Dominique Strauss-Kahn, managing director of the IMF, said yesterday that exchange rate appreciation was part of the reforms that Beijing needed to implement to increase domestic consumption and move the country's economy away from a reliance on exports.
“A stronger currency is part of the package of necessary reforms,” he said. “Allowing the renminbi and other Asian currencies to rise would help increase the purchasing power of households, raise the labour share of income, and provide the right incentives to reorientate investment.”
Chinese economic data has improved following the huge stimulus programmes implemented over the past year.

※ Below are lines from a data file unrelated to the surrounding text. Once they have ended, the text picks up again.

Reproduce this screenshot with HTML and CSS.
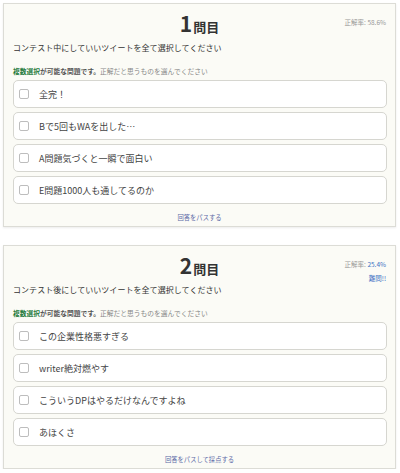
FILE: index.html
```html
<!DOCTYPE html>
<html lang="ja">
<head>
<meta charset="utf-8">
<link rel="stylesheet" href="styles.css">
</head>
<body>
<div class="page">
  <section class="card">
    <div class="head">
      <div></div>
      <h2 class="title"><span class="num">1</span><span class="suffix">問目</span></h2>
      <div class="rate"><span class="rate-label">正解率: </span><span>58.6%</span></div>
    </div>
    <p class="question">コンテスト中にしていいツイートを全て選択してください</p>
    <p class="hint"><span class="multi">複数選択</span><span class="hint-b">が可能な問題です。</span>正解だと思うものを選んでください</p>
    <ul class="options">
      <li class="option"><span class="box"></span><span class="label">全完！</span></li>
      <li class="option"><span class="box"></span><span class="label">Bで5回もWAを出した…</span></li>
      <li class="option"><span class="box"></span><span class="label">A問題気づくと一瞬で面白い</span></li>
      <li class="option"><span class="box"></span><span class="label">E問題1000人も通してるのか</span></li>
    </ul>
    <div class="pass">回答をパスする</div>
  </section>
  <section class="card">
    <div class="head">
      <div></div>
      <h2 class="title"><span class="num">2</span><span class="suffix">問目</span></h2>
      <div class="rate"><span class="rate-label">正解率: </span><span class="blue">25.4%</span><div class="blue hard">難問!!</div></div>
    </div>
    <p class="question">コンテスト後にしていいツイートを全て選択してください</p>
    <p class="hint"><span class="multi">複数選択</span><span class="hint-b">が可能な問題です。</span>正解だと思うものを選んでください</p>
    <ul class="options">
      <li class="option"><span class="box"></span><span class="label">この企業性格悪すぎる</span></li>
      <li class="option"><span class="box"></span><span class="label">writer絶対燃やす</span></li>
      <li class="option"><span class="box"></span><span class="label">こういうDPはやるだけなんですよね</span></li>
      <li class="option"><span class="box"></span><span class="label">あほくさ</span></li>
    </ul>
    <div class="pass">回答をパスして採点する</div>
  </section>
</div>
</body>
</html>
```
FILE: styles.css
```css
* { box-sizing: border-box; }
html, body {
  margin: 0;
  padding: 0;
  background: #ffffff;
}
body {
  font-family: "Noto Sans CJK JP", "Noto Sans", sans-serif;
  color: #333333;
}
.page {
  display: flex;
  flex-direction: column;
  gap: 18px;
  padding: 3px 4px 0 3px;
}
.card {
  background: #fbfbf6;
  border: 1px solid #dcdcd6;
  box-shadow: 0 1px 2px rgba(0,0,0,0.08);
  height: 224px;
  padding: 6px 8px 0 8px;
  display: flex;
  flex-direction: column;
}
.head {
  display: grid;
  grid-template-columns: 1fr auto 1fr;
  height: 26px;
}
.title {
  margin: 0;
  font-weight: 700;
  line-height: 26px;
  color: #333;
  display: flex;
  align-items: baseline;
  gap: 1px;
}
.num { font-size: 21px; }
.suffix { font-size: 13px; }
.rate {
  justify-self: end;
  text-align: right;
  font-size: 6.5px;
  line-height: 8px;
  color: #999999;
  padding-top: 8px;
  padding-right: 1px;
}
.blue { color: #3f72c4; }
.hard { margin-top: 6px; }
.question {
  margin: 7px 0 0 0;
  padding-left: 1px;
  font-size: 8px;
  letter-spacing: 0.05px;
  line-height: 10px;
  color: #333;
}
.hint {
  margin: 14px 0 0 0;
  padding-left: 1px;
  font-size: 6.75px;
  line-height: 8px;
  color: #888;
}
.multi { color: #1f7a3c; font-weight: 700; }
.hint-b { color: #555; font-weight: 700; }
.options {
  list-style: none;
  margin: 5px 0 0 0;
  padding: 0 0 0 1px;
  display: flex;
  flex-direction: column;
  gap: 4px;
}
.option {
  height: 28px;
  background: #ffffff;
  border: 1px solid #d6d6d0;
  border-radius: 5px;
  display: flex;
  align-items: center;
  padding-left: 5px;
  gap: 10px;
}
.box {
  width: 10px;
  height: 10px;
  border: 1px solid #bdbdbd;
  border-radius: 2px;
  background: #fff;
  flex: none;
}
.label {
  font-size: 9px;
  color: #444;
}
.pass {
  margin-top: 10px;
  text-align: center;
  font-size: 6.3px;
  line-height: 8px;
  color: #5b6aa6;
}
```
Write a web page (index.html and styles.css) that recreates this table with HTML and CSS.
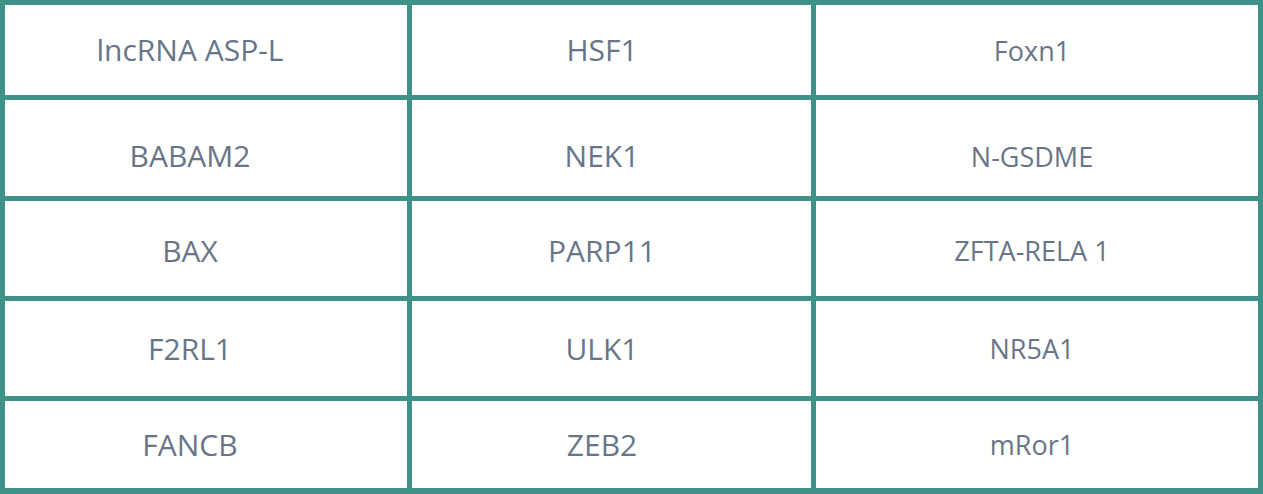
FILE: index.html
```html
<!DOCTYPE html>
<html lang="en">
<head>
<meta charset="utf-8">
<title>Gene table</title>
<link rel="stylesheet" href="styles.css">
</head>
<body>
<div class="grid">
  <div class="cell c1">lncRNA ASP-L</div>
  <div class="cell c2">HSF1</div>
  <div class="cell c3">Foxn1</div>
  <div class="cell c1 r2">BABAM2</div>
  <div class="cell c2 r2">NEK1</div>
  <div class="cell c3 r2">N-GSDME</div>
  <div class="cell c1 r3">BAX</div>
  <div class="cell c2 r3">PARP11</div>
  <div class="cell c3 r3">ZFTA-RELA 1</div>
  <div class="cell c1">F2RL1</div>
  <div class="cell c2">ULK1</div>
  <div class="cell c3">NR5A1</div>
  <div class="cell c1">FANCB</div>
  <div class="cell c2">ZEB2</div>
  <div class="cell c3">mRor1</div>
</div>
</body>
</html>
```
FILE: styles.css
```css
html, body {
  margin: 0;
  padding: 0;
  background: #ffffff;
}

.grid {
  display: grid;
  grid-template-columns: 402px 399px 442px;
  grid-template-rows: 90px 96px 95px 95px 87px;
  gap: 5px;
  padding: 5px;
  background: #3e9288;
  width: 1263px;
  height: 494px;
  box-sizing: border-box;
}

.cell {
  background: #ffffff;
  display: flex;
  align-items: center;
  justify-content: center;
  font-family: "Open Sans", "Noto Sans", sans-serif;
  font-size: 30px;
  color: #687589;
  line-height: 1;
  white-space: nowrap;
}

.c1 { padding-right: 32px; }
.c2 { padding-right: 19px; }
.c3 { padding-right: 10px; font-size: 27px; }
.r2 { padding-top: 16px; }
.r3 { padding-top: 4px; }
```
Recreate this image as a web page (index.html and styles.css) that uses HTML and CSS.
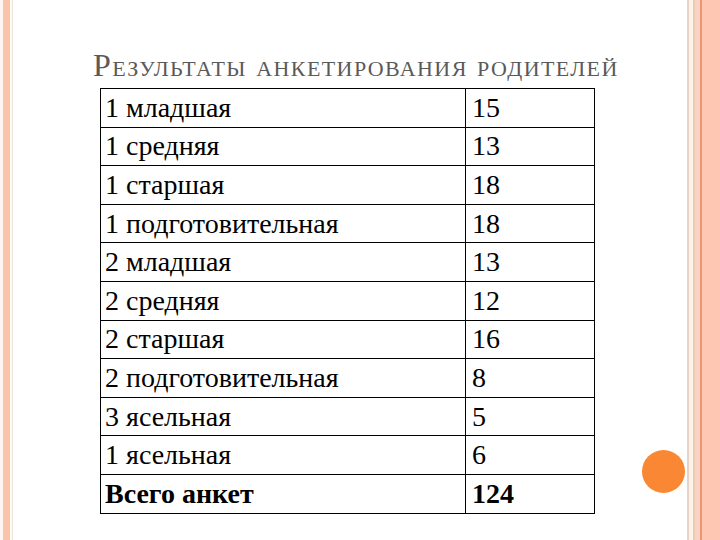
FILE: index.html
```html
<!DOCTYPE html>
<html lang="ru">
<head>
<meta charset="utf-8">
<title>Результаты анкетирования родителей</title>
<link rel="stylesheet" href="styles.css">
</head>
<body>
<div class="slide">
  <h1 class="title">Результаты анкетирования родителей</h1>
  <table class="results">
    <tr><td class="name">1 младшая</td><td class="num">15</td></tr>
    <tr><td class="name">1 средняя</td><td class="num">13</td></tr>
    <tr><td class="name">1 старшая</td><td class="num">18</td></tr>
    <tr><td class="name">1 подготовительная</td><td class="num">18</td></tr>
    <tr><td class="name">2 младшая</td><td class="num">13</td></tr>
    <tr><td class="name">2 средняя</td><td class="num">12</td></tr>
    <tr><td class="name">2 старшая</td><td class="num">16</td></tr>
    <tr><td class="name">2 подготовительная</td><td class="num">8</td></tr>
    <tr><td class="name">3 ясельная</td><td class="num">5</td></tr>
    <tr><td class="name">1 ясельная</td><td class="num">6</td></tr>
    <tr class="total"><td class="name">Всего анкет</td><td class="num">124</td></tr>
  </table>
  <div class="dot"></div>
</div>
</body>
</html>
```
FILE: styles.css
```css
html, body {
  margin: 0;
  padding: 0;
}
body {
  width: 720px;
  height: 540px;
  overflow: hidden;
  background: #ffffff;
  font-family: "Liberation Serif", "Times New Roman", serif;
}
.slide {
  position: relative;
  width: 720px;
  height: 540px;
  box-sizing: border-box;
  padding: 45px 0 0 100px;
  background:
    linear-gradient(to right,
      #fdf6f0 0, #fdf6f0 3px,
      #fcc3ab 3px, #fcc3ab 10px,
      #fffaf5 10px, #fffaf5 12px,
      #f3e2d6 12px, #f3e2d6 13px,
      #ffffff 13px, #ffffff 687px,
      #e9d2c4 687px, #e9d2c4 689px,
      #fdf3e8 689px, #fdf3e8 693px,
      #eccab8 693px, #eccab8 695px,
      #fbd3c3 695px, #fbd3c3 700px,
      #ec9574 700px, #ec9574 702px,
      #fdc7b3 702px, #fdc7b3 720px);
}
.title {
  margin: 0 0 0 -7px;
  font-weight: normal;
  font-size: 32px;
  line-height: 40px;
  height: 37px;
  font-variant: small-caps;
  color: #5a5a5a;
  letter-spacing: 1.4px;
  white-space: nowrap;
}
.results {
  margin-top: 6px;
  border-collapse: collapse;
  width: 495px;
}
.results td {
  border: 1px solid #000;
  height: 37.6px;
  padding: 0 0 0 4px;
  font-size: 28px;
  line-height: 30px;
  color: #000;
  vertical-align: middle;
}
.results td.name {
  width: 360px;
}
.results td.num {
  padding-left: 6px;
}
.results .total td {
  font-weight: bold;
}
.dot {
  position: absolute;
  left: 642px;
  top: 450px;
  width: 43px;
  height: 43px;
  border-radius: 50%;
  background: #f98733;
}
```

Recent figures have shown the country is on course to exceed its 8 per cent growth target in the fourth quarter, but they also show money supply growth hitting record levels, implying a build-up of inflationary pressures.

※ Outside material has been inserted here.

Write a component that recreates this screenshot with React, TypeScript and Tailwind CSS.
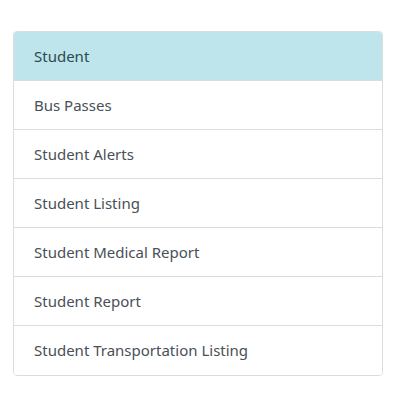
export default function App() {
  const items = [
    "Bus Passes",
    "Student Alerts",
    "Student Listing",
    "Student Medical Report",
    "Student Report",
    "Student Transportation Listing",
  ];

  return (
    <div className="w-[407px] h-[407px] bg-white pt-[31px] pl-[13px] font-['Noto_Sans',sans-serif]">
      <div className="w-[370px] rounded border border-[#dcdcdc] overflow-hidden">
        {/* Header */}
        <div className="h-[49px] flex items-center px-5 bg-[#bee5eb] text-[#2d4a52] text-[15px] border-b border-[#dcdcdc]">
          Student
        </div>
        {items.map((item, i) => (
          <div
            key={item}
            className={`h-[49px] flex items-center px-5 text-[15px] text-[#495057] bg-white ${i < items.length - 1 ? "border-b border-[#dcdcdc]" : ""}`}
          >
            {item}
          </div>
        ))}
      </div>
    </div>
  );
}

“The question is when will the action taken to date impact the economy to such an extent that the focus of economic policy in China shifts from supporting economic growth to tempering building inflationary pressures,” says Derek Halpenny at Bank of Tokyo-Mitsubishi-UFJ.
He says Chinese money supply figures point to renewed inflationary pressures in 2010, which could lead the country to revert to the policy of gradual renminbi appreciation seen from July 2005 to June 2008.
However, Mr Halpenny says such a policy might attract a new wave of capital into the country.
“One could argue that the policy of gradual appreciation actually encouraged speculative inflows that frustrated attempts to control domestic liquidity conditions,” he says.
One option would be a large, one-off revaluation of the renminbi, which potentially could douse speculation over further rises and hence depress speculative inflows.
But few analysts predict such a bold step.
They say a renminbi revaluation at this stage could derail the fragile recovery that is developing not only in China, but also in the US.
Although China is on target to achieve its 8 per-cent growth target, the composition of that growth is less encouraging. More than half of China's growth has been driven by the government's fiscal stimulus rather than private demand with a rebound in exports also making a significant contribution.
“With the transition from a supply to a demand-driven economy likely to take some time with ongoing government support, it seems unlikely that China will be willing to put the contribution from exports at risk from a higher exchange rate at this time,” says Hans Redeker at BNP Paribas.
Furthermore, he says, it currently makes little sense for the US to push for a higher renminbi given the potential negative impact on the US bond market resulting from any slowing in Chinese reserve accumulation.
China has built up foreign exchange reserves of $2,273bn. Much of this has been invested in US Treasuries, keeping a lid on US bond yields. Thus any pause in Chinese reserve accumulation could lift yields and threaten any US economic recovery.
Bill O'Neill, Portfolio Strategist at Merrill Lynch Wealth Management, EMEA, says: “A turn in the dollar against the euro as a consequence of reduced Chinese reserve accumulation would have enormous repercussions for markets from commodities through to credit. We do not expect to see a move by China before year end, but merely the hint of a shift in currency policy could be enough to take some of the fuel out of the steamroller, forcing the dollar lower and cyclical assets higher.”
One thing on which observers seem to agree is that there is unlikely to be any revaluation during Mr Obama's visit.
“We do not expect a major breakthrough,” says Michael Hart at Citigroup. “China is loath to give in to foreign pressure.”